This model replicates the full operating reality of a small-format convenience grocery store, typically 500–2,000 sq ft, built for high-turnover, low-SKU-depth retail. It covers everything from initial fixture and refrigeration investment to the daily rhythm of supplier deliveries, restocking, and customer transactions.

The revenue engine disaggregates sales into core categories—packaged groceries, beverages, fresh food, tobacco, lottery, and impulse front-end items—each with its own margin structure, spoilage rate, and purchase frequency. Daily and intraday footfall patterns drive basket size, impulse attachment, and the resulting cash register accuracy.

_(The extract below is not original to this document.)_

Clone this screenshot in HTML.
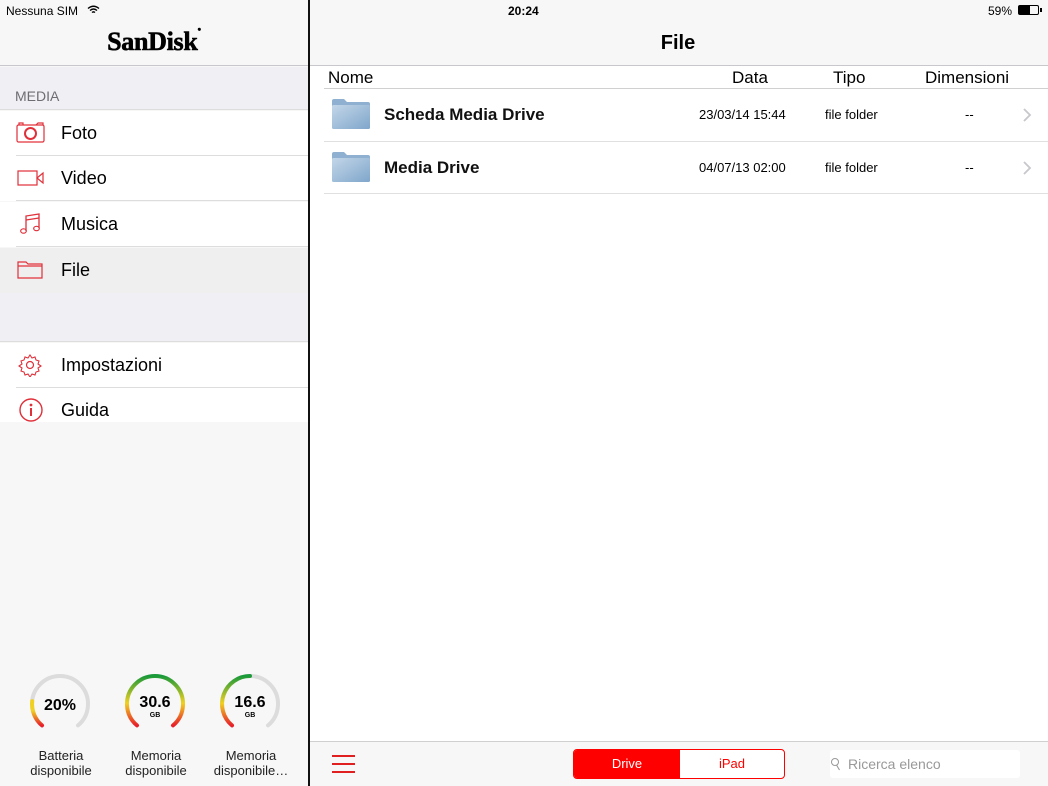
<!DOCTYPE html>
<html><head><meta charset="utf-8"><style>
*{margin:0;padding:0;box-sizing:border-box}
body{width:1048px;height:786px;overflow:hidden;font-family:"Liberation Sans",sans-serif;background:#fff;position:relative;color:#000}
.a{position:absolute}
.side{left:0;top:0;width:308px;height:786px;background:#f7f7f7}
.vline{left:308px;top:0;width:2px;height:786px;background:#111}
.row{position:absolute;left:0;width:308px;height:45px;background:#fff;font-size:18px}
.row span{position:absolute;left:61px;top:12px}
.row .sep{position:absolute;left:16px;right:0;bottom:0;height:1px;background:#ddd}
.row svg{position:absolute;left:16px;top:10px}
.t{font-size:13px;text-align:center;line-height:15px;color:#222}
</style></head><body>
<div class="a side"></div>
<div class="a" style="left:0;top:0;width:308px;height:66px;background:#f7f7f7;border-bottom:1px solid #c8c8cc"></div>
<div class="a" style="left:6px;top:4px;font-size:12px">Nessuna SIM</div>
<svg class="a" style="left:87px;top:5px" width="13" height="10" viewBox="0 0 13 10"><path d="M1 3.5Q6.5-1 12 3.5M3 5.5Q6.5 2.5 10 5.5M5 7.5Q6.5 6.2 8 7.5" stroke="#000" stroke-width="1.4" fill="none"/></svg>
<div class="a" style="left:0;width:308px;top:27px;text-align:center;font-family:'Liberation Serif',serif;font-weight:bold;font-size:26px;letter-spacing:-0.3px;-webkit-text-stroke:0.6px #000">SanDisk<span style="font-size:6px;vertical-align:top">●</span></div>
<div class="a" style="left:0;top:67px;width:308px;height:43px;background:#efeff4;border-bottom:1px solid #ddd"></div>
<div class="a" style="left:15px;top:88px;font-size:14px;color:#6d6d72">MEDIA</div>
<div class="row" style="top:111px"><svg width="30" height="24" viewBox="0 0 30 24"><rect x="1" y="4" width="27" height="17" rx="1.5" fill="none" stroke="#e0303a" stroke-width="1.2"/><path d="M3 4V2h4v2M20 4l2-2h5v2" fill="none" stroke="#e0303a" stroke-width="1.2"/><circle cx="14.5" cy="12.5" r="5.5" fill="none" stroke="#e0303a" stroke-width="2"/></svg><span>Foto</span><div class="sep"></div></div>
<div class="row" style="top:156px"><svg width="30" height="24" viewBox="0 0 30 24"><rect x="2" y="5" width="19" height="14" fill="none" stroke="#e0303a" stroke-width="1.2"/><path d="M21 12l6-5v10z" fill="none" stroke="#e0303a" stroke-width="1.2"/></svg><span>Video</span><div class="sep"></div></div>
<div class="row" style="top:202px"><svg width="30" height="24" viewBox="0 0 30 24"><path d="M10 19V4l13-2v14" fill="none" stroke="#e0303a" stroke-width="1.3"/><path d="M10 8l13-2" stroke="#e0303a" stroke-width="1.3"/><ellipse cx="7.5" cy="19" rx="2.8" ry="2.2" fill="none" stroke="#e0303a" stroke-width="1.2"/><ellipse cx="20.5" cy="16.5" rx="2.8" ry="2.2" fill="none" stroke="#e0303a" stroke-width="1.2"/></svg><span>Musica</span><div class="sep"></div></div>
<div class="row" style="top:248px;background:#efefef"><svg width="30" height="24" viewBox="0 0 30 24"><path d="M2 4h8l2 2h14v14H2z M2 8h24" fill="none" stroke="#e0303a" stroke-width="1.2"/></svg><span>File</span></div>
<div class="a" style="left:0;top:293px;width:308px;height:49px;background:#efeff4;border-bottom:1px solid #ddd"></div>
<div class="row" style="top:343px"><svg width="30" height="24" viewBox="0 0 30 24"><circle cx="14" cy="12" r="3.5" fill="none" stroke="#e0303a" stroke-width="1.2"/><path d="M14 2l2 3 3-1 1 3 3 1-1 3 3 2-3 2 1 3-3 1-1 3-3-1-2 3-2-3-3 1-1-3-3-1 1-3-3-2 3-2-1-3 3-1 1-3 3 1z" fill="none" stroke="#e0303a" stroke-width="1.1"/></svg><span>Impostazioni</span><div class="sep"></div></div>
<div class="row" style="top:388px;height:34px"><svg width="30" height="24" viewBox="0 0 30 24"><circle cx="15" cy="12" r="11" fill="none" stroke="#e0303a" stroke-width="1.4"/><circle cx="15" cy="7" r="1.4" fill="#e0303a"/><path d="M15 10v8" stroke="#e0303a" stroke-width="2"/></svg><span>Guida</span></div>

<svg class="a" style="left:0;top:660px" width="308" height="90">
<defs><linearGradient id="g" x1="0" y1="1" x2="0" y2="0"><stop offset="0" stop-color="#e8202a"/><stop offset="0.45" stop-color="#f0d020"/><stop offset="1" stop-color="#1a9a3a"/></linearGradient>
<linearGradient id="g2" x1="0" y1="1" x2="0" y2="0"><stop offset="0" stop-color="#e8202a"/><stop offset="0.6" stop-color="#f0d020"/><stop offset="1" stop-color="#f0d020"/></linearGradient></defs>
<g fill="none" stroke-width="4" stroke-linecap="round">
<path d="M42 65.4A28 28 0 1 1 78 65.4" stroke="#dcdcdc"/>
<path d="M42 65.4A28 28 0 0 1 32.2 41.1" stroke="url(#g2)"/>
<path d="M137 65.4A28 28 0 1 1 173 65.4" stroke="url(#g)"/>
<path d="M232 65.4A28 28 0 1 1 268 65.4" stroke="#dcdcdc"/>
<path d="M232 65.4A28 28 0 0 1 250 16" stroke="url(#g)"/>
</g>
<text x="60" y="50" font-size="16" font-weight="bold" text-anchor="middle" font-family="Liberation Sans">20%</text>
<text x="155" y="47" font-size="16" font-weight="bold" text-anchor="middle" font-family="Liberation Sans">30.6</text>
<text x="155" y="57" font-size="7" font-weight="bold" text-anchor="middle" font-family="Liberation Sans">GB</text>
<text x="250" y="47" font-size="16" font-weight="bold" text-anchor="middle" font-family="Liberation Sans">16.6</text>
<text x="250" y="57" font-size="7" font-weight="bold" text-anchor="middle" font-family="Liberation Sans">GB</text>
</svg>
<div class="a t" style="left:20px;width:82px;top:748px">Batteria<br>disponibile</div>
<div class="a t" style="left:115px;width:82px;top:748px">Memoria<br>disponibile</div>
<div class="a t" style="left:205px;width:92px;top:748px">Memoria<br>disponibile…</div>
<div class="a vline"></div>

<div class="a" style="left:310px;top:0;width:738px;height:66px;background:#f7f7f7;border-bottom:1px solid #c8c8cc"></div>
<div class="a" style="left:508px;top:4px;font-size:12px;font-weight:bold">20:24</div>
<div class="a" style="left:988px;top:4px;font-size:12px">59%</div>
<div class="a" style="left:1018px;top:5px;width:21px;height:10px;border:1px solid #000;border-radius:2px"><div style="width:11px;height:8px;background:#000"></div></div>
<div class="a" style="left:1040px;top:8px;width:2px;height:4px;background:#000"></div>
<div class="a" style="left:310px;width:736px;top:32px;text-align:center;font-size:20px;font-weight:bold">File</div>
<div class="a" style="left:328px;top:68px;font-size:17px">Nome</div>
<div class="a" style="left:732px;top:68px;font-size:17px">Data</div>
<div class="a" style="left:833px;top:68px;font-size:17px">Tipo</div>
<div class="a" style="left:925px;top:68px;font-size:17px">Dimensioni</div>
<div class="a" style="left:324px;top:88px;width:724px;height:1px;background:#d0d0d0"></div>
<div class="a" style="left:324px;top:141px;width:724px;height:1px;background:#e0e0e0"></div>
<div class="a" style="left:324px;top:193px;width:724px;height:1px;background:#e0e0e0"></div>

<svg class="a" style="left:331px;top:98px" width="40" height="32" viewBox="0 0 40 32"><defs><linearGradient id="f" x1="0" y1="0" x2="1" y2="1"><stop offset="0" stop-color="#c3d6e8"/><stop offset="1" stop-color="#7fa6cb"/></linearGradient></defs><path d="M1 3q0-2 2-2h10l3 3h21q2 0 2 2v4H1z" fill="#8fb0d0"/><rect x="1" y="7" width="38" height="24" rx="1.5" fill="url(#f)"/></svg>
<svg class="a" style="left:331px;top:151px" width="40" height="32" viewBox="0 0 40 32"><path d="M1 3q0-2 2-2h10l3 3h21q2 0 2 2v4H1z" fill="#8fb0d0"/><rect x="1" y="7" width="38" height="24" rx="1.5" fill="url(#f)"/></svg>
<div class="a" style="left:384px;top:105px;font-size:17px;font-weight:bold;color:#111">Scheda Media Drive</div>
<div class="a" style="left:384px;top:158px;font-size:17px;font-weight:bold;color:#111">Media Drive</div>
<div class="a" style="left:699px;top:107px;font-size:13px">23/03/14 15:44</div>
<div class="a" style="left:699px;top:160px;font-size:13px">04/07/13 02:00</div>
<div class="a" style="left:825px;top:107px;font-size:13px">file folder</div>
<div class="a" style="left:825px;top:160px;font-size:13px">file folder</div>
<div class="a" style="left:965px;top:107px;font-size:13px">--</div>
<div class="a" style="left:965px;top:160px;font-size:13px">--</div>
<svg class="a" style="left:1022px;top:108px" width="10" height="14"><path d="M2 1l6 6-6 6" fill="none" stroke="#c7c7cc" stroke-width="1.8"/></svg>
<svg class="a" style="left:1022px;top:161px" width="10" height="14"><path d="M2 1l6 6-6 6" fill="none" stroke="#c7c7cc" stroke-width="1.8"/></svg>

<div class="a" style="left:310px;top:741px;width:738px;height:45px;background:#f7f7f7;border-top:1px solid #d0d0d0"></div>
<div class="a" style="left:332px;top:755px;width:23px;height:2px;background:#e02020"></div>
<div class="a" style="left:332px;top:763px;width:23px;height:2px;background:#e02020"></div>
<div class="a" style="left:332px;top:771px;width:23px;height:2px;background:#e02020"></div>
<div class="a" style="left:573px;top:749px;width:212px;height:30px;border:1px solid #f00;border-radius:4px;background:#fff;overflow:hidden;font-size:13px">
<div style="position:absolute;left:0;top:0;width:106px;height:28px;background:#f00;color:#fff;text-align:center;line-height:28px">Drive</div>
<div style="position:absolute;left:106px;top:0;width:104px;height:28px;color:#f00;text-align:center;line-height:28px">iPad</div></div>
<div class="a" style="left:830px;top:750px;width:190px;height:28px;background:#fff;border-radius:3px"></div>
<svg class="a" style="left:830px;top:757px" width="12" height="14" viewBox="0 0 12 14"><circle cx="5" cy="5" r="3.5" fill="none" stroke="#999" stroke-width="1"/><path d="M6.5 8l3 5" stroke="#999" stroke-width="1.1"/></svg>
<div class="a" style="left:848px;top:756px;font-size:14px;color:#999">Ricerca elenco</div>
</body></html>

On the cost side, detailed modules capture lease obligations (base rent, CAM, percentage rent triggers), multi-tier supplier terms (credit days, volume rebates, promotional allowances), and labor scheduling aligned to customer traffic. Working capital is dynamic, reflecting inventory turnover, payables timing, and the cash buffer needed to survive opening months of fluctuating demand.

Modeling specifics

  • Hour-of-day and day-of-week footfall multipliers, distinguishing morning commuter peaks from late-night impulse runs, and tying them to basket size variations.
  • Perishable waste modeling by subcategory (dairy, fresh bakery, sandwiches) with shelf-life tracking, stock rotation, and markdowns on near-expiry items, directly impacting COGS.
  • Impulse purchase elasticity linked to footfall volume, checkout queue dynamics, and strategic product placement (end-caps, counter displays), capturing high-margin lift.
  • Multi-tier supplier terms integration: variable credit days, conditional volume rebates, promotional allowances, and minimum order quantities that shape the cash conversion cycle.
  • Lease structure with fixed minimum rent, common area maintenance (CAM) charges, percentage rent once sales thresholds are exceeded, and annual escalation clauses.
  • Labor cost engine that matches staffing levels to forecasted customer traffic by shift, managing part-time vs. full-time balance, overtime caps, and payroll tax accruals.
  • Inventory replenishment logic using category-level min-max thresholds, lead times from main suppliers, safety stock for high-velocity items, and order sizing for peak periods.
  • Shrinkage and theft allocation with category-specific rates—elevated for alcohol, tobacco, and small high-value items—factored into net margin lines.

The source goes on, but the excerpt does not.